Tapi era itu nampaknya memudar. Seiring makin terjangkaunya internet dan perangkat elektronik, kedudukan media sebagai "raja" mulai tersaingi oleh "the rising star", media sosial. Sang "pangeran".

Di media sosial, posisi media diganti oleh influencer, opinion maker atau buzzer (cari sendiri bedanya ya). Media bukan lagi kekuatan tunggal yang mampu "menyetir" suara publik. Tidak. Kuasa mereka kini terbagi, dan bisa jadi, sudah jauh berkurang.

Isu KPK adalah bukti nyata kuasa media, sang "raja", bisa disaingi atau bahkan dikalahkan sang "pangeran". Banyak yang awalnya takut dan ragu akhirnya berani terbuka bersuara. Kalau dulu KPK dianggap "Tuhan" yang tak tersentuh, kini akibat suara "pangeran", posisi itu goyah. Publik mulai berani terbuka mengkritik KPK. Bukankah ini yang dinamakan demokrasi? Perang opini dan adu bukti.

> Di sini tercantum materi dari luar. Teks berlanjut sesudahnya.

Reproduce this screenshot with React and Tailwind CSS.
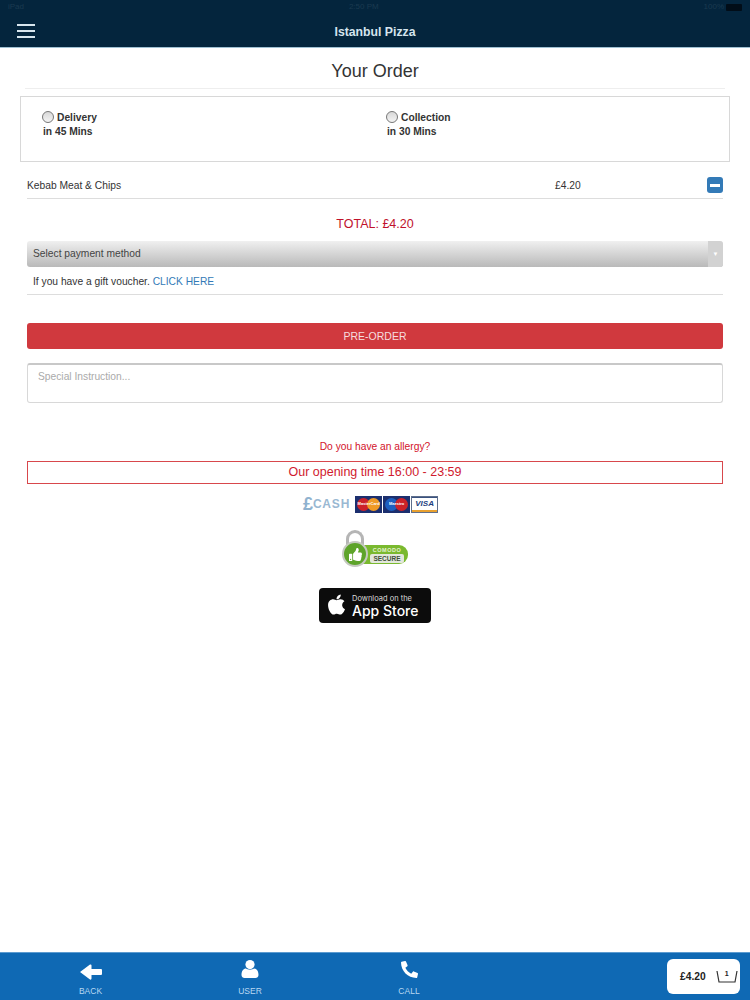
import React from 'react';
import { FaPhone, FaApple, FaThumbsUp } from 'react-icons/fa';

const font = { fontFamily: '"Liberation Sans", Arial, sans-serif' };

const Radio = () => (
  <span className="inline-block w-[12px] h-[12px] -ml-[1px] rounded-full border border-[#777] bg-gradient-to-b from-[#d8d8d8] to-[#f4f4f4] mr-[2px]"></span>
);

const Method = ({ label, time, className = '' }) => (
  <div className={`text-[10.25px] font-bold text-[#333] ${className}`}>
    <div className="flex items-center h-[14px] gap-[1px]">
      <Radio />
      <span className="pt-[2px]">{label}</span>
    </div>
    <div className="mt-[1px] leading-[14px]">{time}</div>
  </div>
);

const NavItem = ({ icon, label, className = '' }) => (
  <div className={`flex flex-col items-center text-white ${className}`}>
    <div className="h-[22px] flex items-center justify-center">{icon}</div>
    <span className="mt-[6px] text-[8.5px] leading-[10px] text-[#b9d8f2]">{label}</span>
  </div>
);

const BackIcon = () => (
  <svg width="22" height="16" viewBox="0 0 22 16" fill="white" className="mt-[5px]">
    <path d="M0 8 L10 0.5 Q11.5 0 11.5 1.5 L11.5 5 L21 5 Q22 5 22 6 L22 10 Q22 11 21 11 L11.5 11 L11.5 14.5 Q11.5 16 10 15.5 Z" />
  </svg>
);

const UserIcon = () => (
  <svg width="18" height="18" viewBox="0 0 18 18" fill="white">
    <ellipse cx="9" cy="4.6" rx="4.6" ry="4.6" />
    <path d="M0.5 15 C0.5 11 2.5 8.6 5 8.6 C6.5 10 11.5 10 13 8.6 C15.5 8.6 17.5 11 17.5 15 C17.5 17 16 18 14.5 18 L3.5 18 C2 18 0.5 17 0.5 15 Z" />
  </svg>
);

const PaymentLogos = () => (
  <div className="flex items-center justify-center h-[18px] pr-[9px]">
    <div className="flex items-center mr-[5px]">
      <span className="text-[18px] leading-none font-bold text-[#8fb2cf]">£</span>
      <span className="text-[12px] leading-none font-bold tracking-[0.8px] text-[#9ab8d2]">CASH</span>
    </div>
    <div className="relative w-[27px] h-[17px] bg-[#1c2f6e] overflow-hidden mr-[1px]">
      <span className="absolute left-[2px] top-[2px] w-[13px] h-[13px] rounded-full bg-[#cc2229]"></span>
      <span className="absolute right-[2px] top-[2px] w-[13px] h-[13px] rounded-full bg-[#f09a26]"></span>
      <span className="absolute inset-0 flex items-center justify-center text-[4px] font-bold text-white">MasterCard</span>
    </div>
    <div className="relative w-[27px] h-[17px] bg-[#1c2f6e] overflow-hidden mr-[1px]">
      <span className="absolute left-[2px] top-[2px] w-[13px] h-[13px] rounded-full bg-[#1d5fc0]"></span>
      <span className="absolute right-[2px] top-[2px] w-[13px] h-[13px] rounded-full bg-[#cc2229]"></span>
      <span className="absolute inset-0 flex items-center justify-center text-[4px] font-bold text-white">Maestro</span>
    </div>
    <div className="w-[27px] h-[17px] border border-[#5f6f8c] bg-white flex flex-col overflow-hidden">
      <div className="h-[2px] bg-[#39527f]"></div>
      <div className="flex-1 flex items-center justify-center text-[8px] italic font-bold text-[#1d3f80]">VISA</div>
      <div className="h-[3px] bg-[#e8a02f]"></div>
    </div>
  </div>
);

const ComodoBadge = () => (
  <div className="relative w-[66px] h-[38px] mx-auto">
    <div className="absolute left-[4px] top-0 w-[18px] h-[18px] rounded-t-full border-[3px] border-b-0 border-[#b5b5b5]"></div>
    <div className="absolute left-[12px] top-[15px] w-[54px] h-[19px] rounded-r-[9px] bg-[#7ab92f] pl-[14px] pr-[2px] flex flex-col items-center justify-center">
      <span className="text-[5.5px] leading-[7px] font-bold tracking-[0.5px] text-[#e4f2cf]">COMODO</span>
      <span className="w-[34px] h-[9px] rounded-[2px] bg-[#e3e7dc] text-[6.5px] leading-[9px] font-bold text-center text-[#40503a]">SECURE</span>
    </div>
    <div className="absolute left-0 top-[11px] w-[26px] h-[26px] rounded-full bg-[#5ea42a] border-2 border-[#c5c9c0] flex items-center justify-center">
      <FaThumbsUp className="text-white" size={13} />
    </div>
  </div>
);

const AppStoreBadge = () => (
  <div className="w-[112px] h-[35px] mx-auto rounded-[4px] bg-[#0c0c0c] flex items-center pl-[6px] text-white">
    <FaApple size={23} className="mr-[4px] mb-[2px]" />
    <div className="flex flex-col font-['Inter',sans-serif]">
      <span className="text-[7.5px] leading-[9px] text-[#dddddd]">Download on the</span>
      <span className="text-[14px] leading-[15px] font-medium">App Store</span>
    </div>
  </div>
);

export default function App() {
  return (
    <div className="h-[1000px] w-[750px] flex flex-col bg-white overflow-hidden" style={font}>
      <header className="relative h-[48px] bg-[#04253d] border-b border-[#9fc0d2] shrink-0">
        <div className="flex items-center justify-between h-[14px] px-[8px] text-[8px] text-[#1b3a50]">
          <span>iPad</span>
          <span>2:50 PM</span>
          <span className="flex items-center gap-[2px]">
            100%
            <span className="inline-block w-[16px] h-[7px] rounded-[1px] bg-[#010d18]"></span>
          </span>
        </div>
        <div className="relative flex items-center justify-center h-[33px]">
          <div className="absolute left-[17px] top-[10px] flex flex-col gap-[4px]">
            <span className="block w-[18px] h-[2px] bg-[#d8e6ee]"></span>
            <span className="block w-[18px] h-[2px] bg-[#d8e6ee]"></span>
            <span className="block w-[18px] h-[2px] bg-[#d8e6ee]"></span>
          </div>
          <span className="text-[12.25px] font-bold text-[#d5e4ee] mt-[3px]">Istanbul Pizza</span>
        </div>
      </header>

      <main className="flex-1 text-[#333]">
        <h1 className="mt-[13px] h-[28px] mx-[25px] border-b border-[#eeeeee] text-center text-[18px] leading-[21px] text-[#333]">
          Your Order
        </h1>

        <div className="mx-[20px] mt-[7px] h-[66px] border border-[#d8d8d8] flex pt-[13px] pl-[22px]">
          <Method label="Delivery" time="in 45 Mins" className="w-[344px]" />
          <Method label="Collection" time="in 30 Mins" />
        </div>

        <div className="mx-[27px] mt-[10px] h-[27px] border-b border-[#dddddd] flex items-center text-[10.25px]">
          <span className="w-[528px] pt-[2px]">Kebab Meat &amp; Chips</span>
          <span className="w-[152px] pt-[2px]">£4.20</span>
          <span className="w-[16px] h-[16px] rounded-[3px] bg-[#337ab7] flex items-center justify-center">
            <span className="block w-[10px] h-[3px] bg-white"></span>
          </span>
        </div>

        <div className="mt-[17px] text-center text-[12.5px] leading-[16px] text-[#c0112b]">TOTAL: £4.20</div>

        <div className="mx-[27px] mt-[9px] h-[26px] rounded-[3px] bg-gradient-to-b from-[#f0f0f0] to-[#b9b9b9] flex items-center justify-between text-[10.25px] text-[#444]">
          <span className="pl-[6px]">Select payment method</span>
          <span className="w-[15px] h-full bg-[#d2d2d2] rounded-r-[3px] flex items-center justify-center text-[6px] text-white">▼</span>
        </div>

        <div className="mx-[27px] h-[28px] border-b border-[#dddddd] pl-[6px] pt-[8px] text-[10.25px] leading-[14px] text-[#333]">
          If you have a gift voucher. <span className="text-[#337ab7]">CLICK HERE</span>
        </div>

        <div className="mx-[27px] mt-[28px] h-[26px] rounded-[3px] bg-[#d0393e] flex items-center justify-center pt-[1px] text-[10.5px] text-[#f6dede]">
          PRE-ORDER
        </div>

        <div className="mx-[27px] mt-[14px] h-[40px] rounded-[3px] border border-[#d8d8d8] border-t-2 border-t-[#c8c8c8] pl-[10px] pt-[5px] text-[10.25px] leading-[14px] text-[#aaaaaa]">
          Special Instruction...
        </div>

        <div className="mt-[37px] text-center text-[10.25px] leading-[14px] text-[#d3132b]">Do you have an allergy?</div>

        <div className="mx-[27px] mt-[7px] h-[23px] border border-[#d8474c] flex items-center justify-center text-[12.5px] text-[#d01a2e]">
          Our opening time 16:00 - 23:59
        </div>

        <div className="mt-[11px]">
          <PaymentLogos />
        </div>
        <div className="mt-[17px]">
          <ComodoBadge />
        </div>
        <div className="mt-[20px]">
          <AppStoreBadge />
        </div>
      </main>

      <footer className="relative h-[48px] shrink-0 bg-[#0f69b4] border-t border-[#5c9bd0] flex pt-[5px]">
        <NavItem className="w-[181px]" icon={<BackIcon />} label="BACK" />
        <NavItem className="w-[138px]" icon={<UserIcon />} label="USER" />
        <NavItem className="w-[180px]" icon={<FaPhone size={17} className="scale-x-[-1]" />} label="CALL" />
        <div className="absolute right-[10px] top-[6px] w-[73px] h-[35px] rounded-[6px] bg-white flex items-center pl-[13px] text-[#222]">
          <span className="text-[10.25px] font-bold">£4.20</span>
          <div className="relative ml-[10px]">
            <svg width="22" height="14" viewBox="0 0 22 14" fill="none" stroke="#333" strokeWidth="1.2">
              <path d="M1 1 L3 12 L19 12 L21 1" />
            </svg>
            <span className="absolute left-[9px] top-[0px] text-[7px] leading-[8px] font-bold">1</span>
          </div>
        </div>
      </footer>
    </div>
  );
}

Titik ini seolah jadi tonggak sejarah yang memperlihatkan bahwa sang "raja" sudah tak "sekuat" dulu. Mayoritas media yang menyuarakan tolak revisi UU KPK mendapat hantaman dahsyat dari sang "pangeran" dan publik di belakangnya. Sang "raja" limbung.

Kembali ke isu "buzzer istana", jadi kalau kini ada "raja" yang terkesan "marah" sampai terlihat terus menembak rentetan "peluru" ke sang "pangeran", maklumi saja. Buat saya ini mirip seperti yang tadi. Namanya juga anak-anak.

Baca Juga: Antara Moeldoko dan Buzzer

Suka atau tidak, cepat atau lambat, diakui atau tidak, "pernikahan" antara demokrasi dan teknologi telah melahirkan pilar baru. Pilar yang mampu mengimbangi kekuatan 4 pilar lama, termasuk hegemoni sang "raja".

Ia adalah pilar ke 5 di era demokrasi modern yang kekuatannya bahkan diprediksi bakal mengalahkan sang "raja". Dan peyangga pilar ini bisa siapapun, tak harus wartawan, penulis atau akademisi. Karena pengemudi ojol sampai ibu rumah tangga punya kesempatan yang sama menjadi pilar ke 5 ini. Pilar baru yang kini bahkan sanggup memberi "hukuman" ke sang "raja" (rating terjun bebas).

Selamat datang di era media sosial, selamat bergabung wahai pilar ke 5, sang "pangeran" baru demokrasi. Welcome aboard.